Le public de Canal + vieillit de plus en plus : d'après BFM TV, l'âge moyen du téléspectateur de Canal + était de 37 ans en 1994 et de  49 en 2014. Les adolescents et les jeunes adultes ne regardent-ils pas la télévision ? Comment les services de VOD pourraient-ils toucher et fidéliser un tel public ?

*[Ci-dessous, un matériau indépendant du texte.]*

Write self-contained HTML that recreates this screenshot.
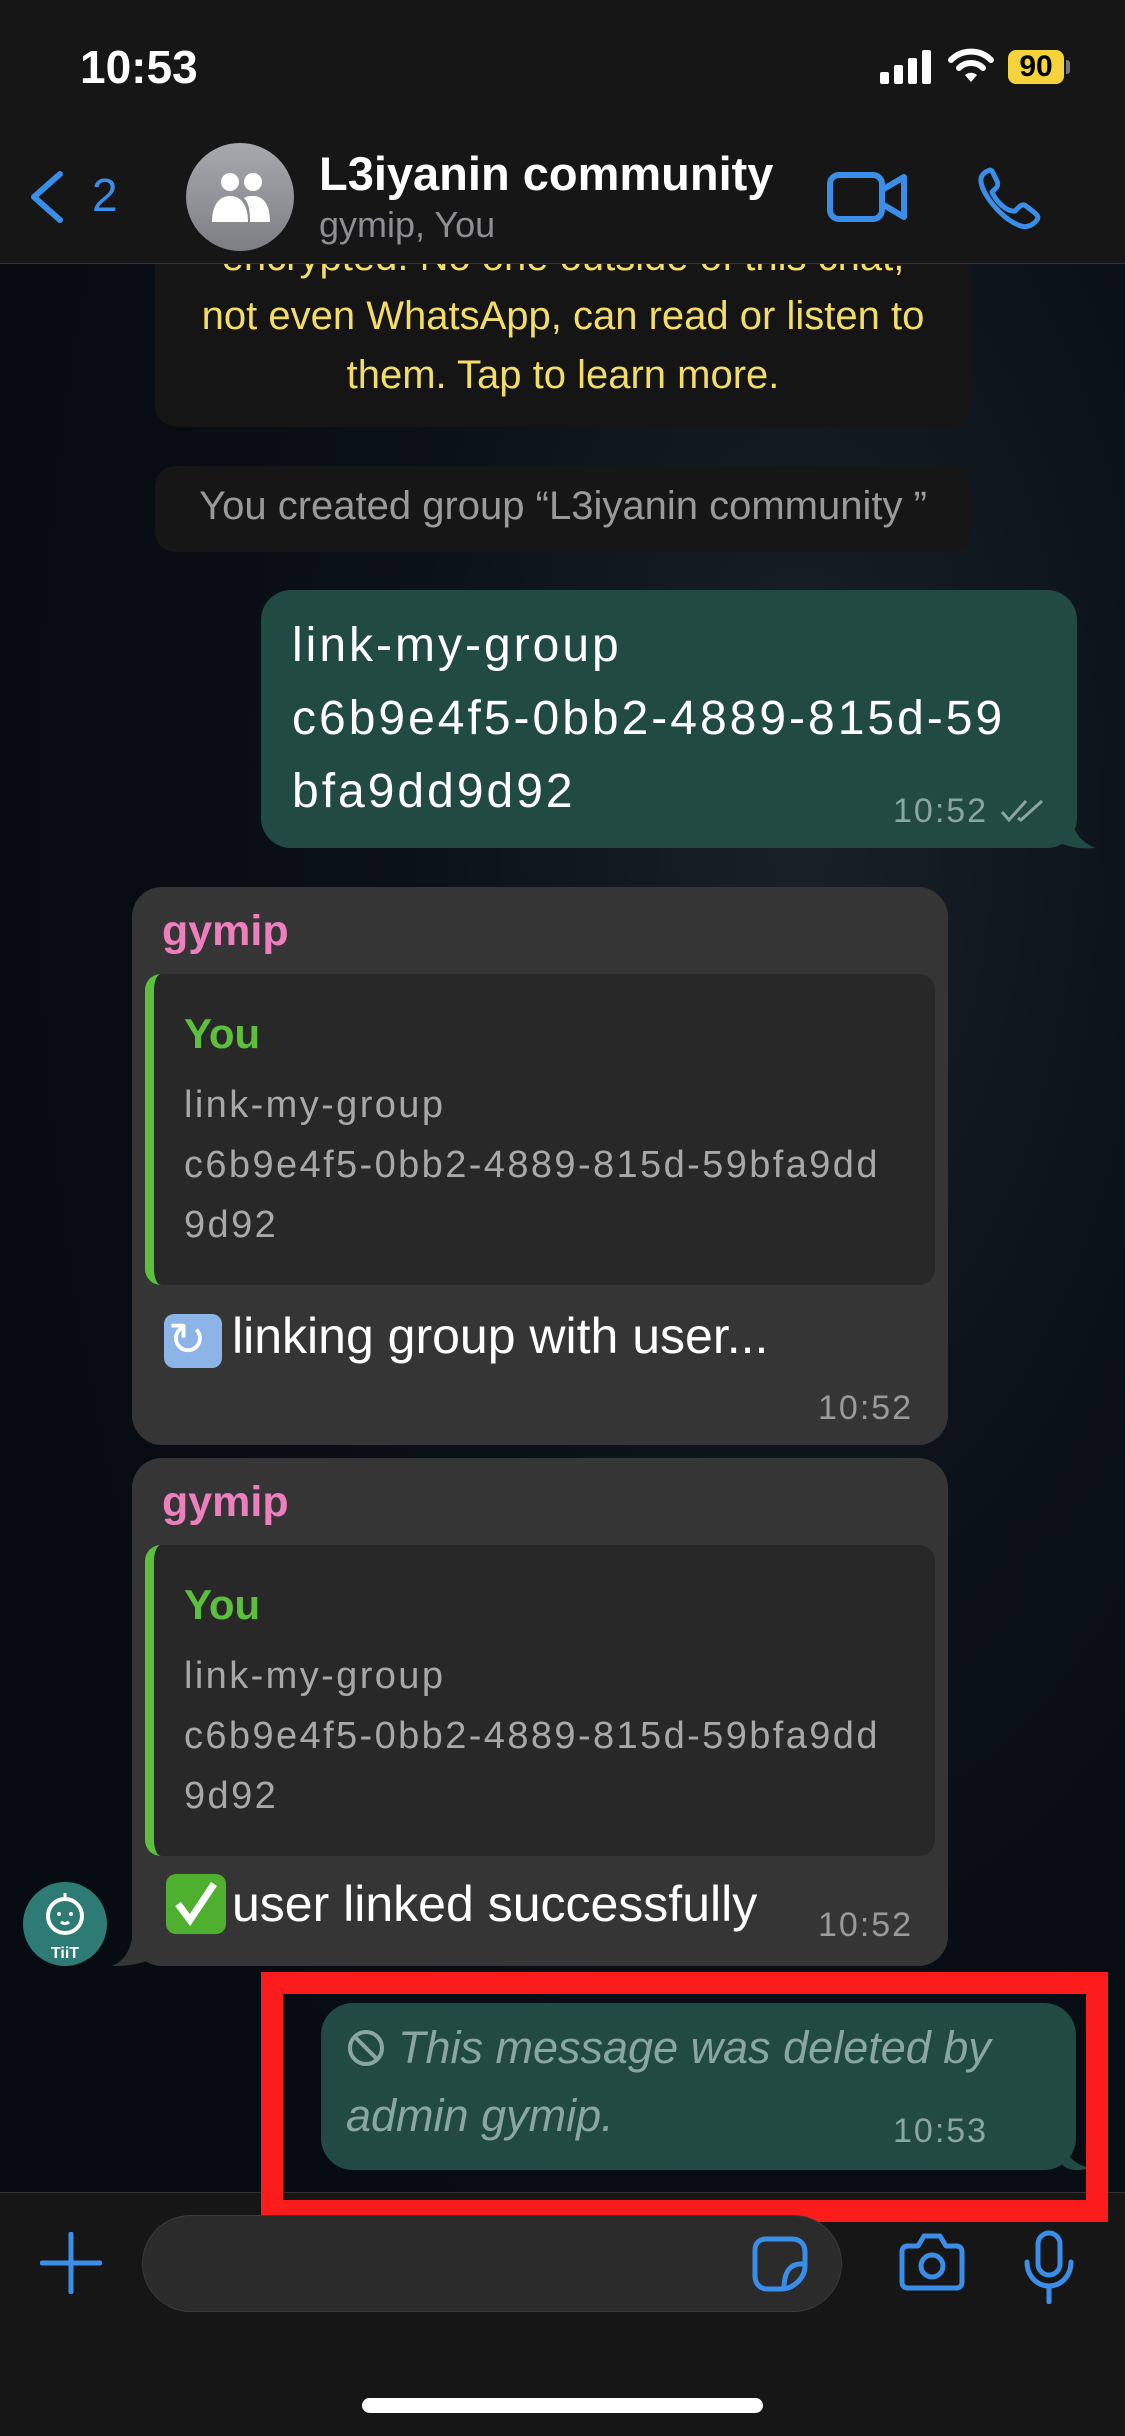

D'une façon général, le public du cinéma est relativement âgé. Les jeunes ont davantage tendance à se tourner vers internet, que ce soit pour consulter des sites divers et variés, jouer ou regarder des films et des séries. Là encore, Netflix arrive le dernier, dans un paysage déjà chargé. Loin de ne composer qu'avec les concurrents habituels que sont Orange ou Canal +, il est important de garder à l'esprit toutes les possibilités qui existent pour accéder à un contenu sur internet. Le streaming peut se faire via YouTube, par exemple, ou via un site pirate. Récemment encore, la série Games of Thrones a souffert de ces canaux alternatifs (et pas toujours légaux). Quand les quatre premiers épisodes de sa série ont fuité sur le net, ils ont été téléchargés plus de 100 000 fois en trois heures. Autant dire qu'une fois l'épisode téléchargé, il n'y a pas besoin d'attendre sa diffusion sur Netflix ou sur OCS pour le regarder. 

Face aux difficultés que Netflix rencontre pour percer en France, une question persiste : est-il vraiment différent aux Etats-Unis et dans les autres pays ou il est diffusé ?

Ce qui a permis le développement de Netflix aux Etats-Unis, c'est avant tout un service moins cher que les autres. Quand Reed Hasting fonde la société, il garde en tête la frustration qu'il a pu éprouver après avoir du payer une pénalité en rendant son DVD en retard. Derrière Netflix, d'après la légende, l'idée c'est de permettre une location par abonnement particulièrement économique. Très vite, la société a gagné un capital sympathie auprès du public américain, puis a développé son système en s'appuyant sur internet. En s'inspirant d'Amazon, il a mis au point un modèle de suggestions qui débouche sur des propositions personnalisées en fonction des goûts de tout un chacun qui fait un pan de la force de Netflix aujourd'hui.
En France, l'accès aux films est beaucoup plus simple qu'aux États-Unis. Le pays est beaucoup plus vaste et sans catalogue de film sur internet, il est compliqué de louer des productions sans prendre sa voiture. Le rapport qu'entretiennent les Français et les Américains vis à vis des films est très différent. En outre, le service que propose Netflix aux Etats-Unis est différent : bien plus fourni, nourri y compris par certains films d'auteurs ou à moindre succès en salle. Sans qu'on parvienne à ne l'expliquer, celui-ci rencontre un succès conséquent aux USA. De quoi inspirer le service français ? Peut-être. Il y a potentiellement une carte à jouer.